Source excerpt.
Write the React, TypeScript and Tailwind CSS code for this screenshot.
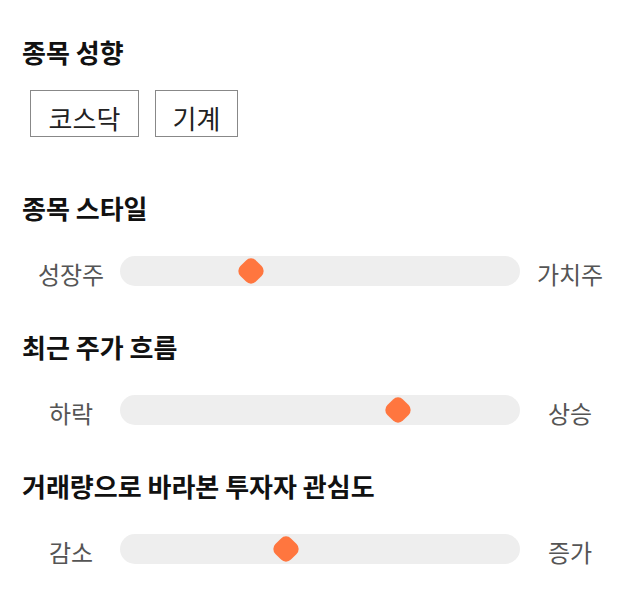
const SLIDERS = [
  { title: "종목 스타일", left: "성장주", right: "가치주", pos: 131 },
  { title: "최근 주가 흐름", left: "하락", right: "상승", pos: 278 },
  { title: "거래량으로 바라본 투자자 관심도", left: "감소", right: "증가", pos: 166 },
];

function Slider({ left, right, pos }: { left: string; right: string; pos: number }) {
  return (
    <div className="flex items-center h-[30px] mt-[33px]">
      <div className="w-[98px] text-center text-[24px] leading-[30px] pt-[6px] text-[#555]">{left}</div>
      <div className="relative w-[400px] h-[30px] rounded-full bg-[#eeeeee]">
        <div
          className="absolute top-[4px] w-[22px] h-[22px] -ml-[11px] rotate-45 rounded-[7px] bg-[#ff763f]"
          style={{ left: pos }}
        />
      </div>
      <div className="w-[100px] text-center text-[24px] leading-[30px] pt-[6px] text-[#555]">{right}</div>
    </div>
  );
}

export default function App() {
  return (
    <div className="w-[640px] h-[606px] bg-white pl-[22px] pt-[37px] font-['Noto_Sans_CJK_KR','Noto_Sans',sans-serif]">
      <h2 className="text-[26px] leading-[30px] font-bold text-[#111]">종목 성향</h2>
      <div className="flex gap-4 ml-2 mt-[23px]">
        <button className="w-[109px] h-[47px] border border-[#888] text-[26px] leading-[30px] text-[#222] bg-white pt-[9px]">코스닥</button>
        <button className="w-[83px] h-[47px] border border-[#888] text-[26px] leading-[30px] text-[#222] bg-white pt-[9px]">기계</button>
      </div>
      {SLIDERS.map((s, i) => (
        <div key={s.title} className={i === 0 ? "mt-[56px]" : "mt-[46px]"}>
          <h2 className="text-[26px] leading-[30px] font-bold text-[#111]">{s.title}</h2>
          <Slider left={s.left} right={s.right} pos={s.pos} />
        </div>
      ))}
    </div>
  );
}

What the task requires.
Copy the whole listing above word for word but do not carry over the pictures.

Right answer.
Write the React, TypeScript and Tailwind CSS code for this screenshot.
const SLIDERS = [
  { title: "종목 스타일", left: "성장주", right: "가치주", pos: 131 },
  { title: "최근 주가 흐름", left: "하락", right: "상승", pos: 278 },
  { title: "거래량으로 바라본 투자자 관심도", left: "감소", right: "증가", pos: 166 },
];

function Slider({ left, right, pos }: { left: string; right: string; pos: number }) {
  return (
    <div className="flex items-center h-[30px] mt-[33px]">
      <div className="w-[98px] text-center text-[24px] leading-[30px] pt-[6px] text-[#555]">{left}</div>
      <div className="relative w-[400px] h-[30px] rounded-full bg-[#eeeeee]">
        <div
          className="absolute top-[4px] w-[22px] h-[22px] -ml-[11px] rotate-45 rounded-[7px] bg-[#ff763f]"
          style={{ left: pos }}
        />
      </div>
      <div className="w-[100px] text-center text-[24px] leading-[30px] pt-[6px] text-[#555]">{right}</div>
    </div>
  );
}

export default function App() {
  return (
    <div className="w-[640px] h-[606px] bg-white pl-[22px] pt-[37px] font-['Noto_Sans_CJK_KR','Noto_Sans',sans-serif]">
      <h2 className="text-[26px] leading-[30px] font-bold text-[#111]">종목 성향</h2>
      <div className="flex gap-4 ml-2 mt-[23px]">
        <button className="w-[109px] h-[47px] border border-[#888] text-[26px] leading-[30px] text-[#222] bg-white pt-[9px]">코스닥</button>
        <button className="w-[83px] h-[47px] border border-[#888] text-[26px] leading-[30px] text-[#222] bg-white pt-[9px]">기계</button>
      </div>
      {SLIDERS.map((s, i) => (
        <div key={s.title} className={i === 0 ? "mt-[56px]" : "mt-[46px]"}>
          <h2 className="text-[26px] leading-[30px] font-bold text-[#111]">{s.title}</h2>
          <Slider left={s.left} right={s.right} pos={s.pos} />
        </div>
      ))}
    </div>
  );
}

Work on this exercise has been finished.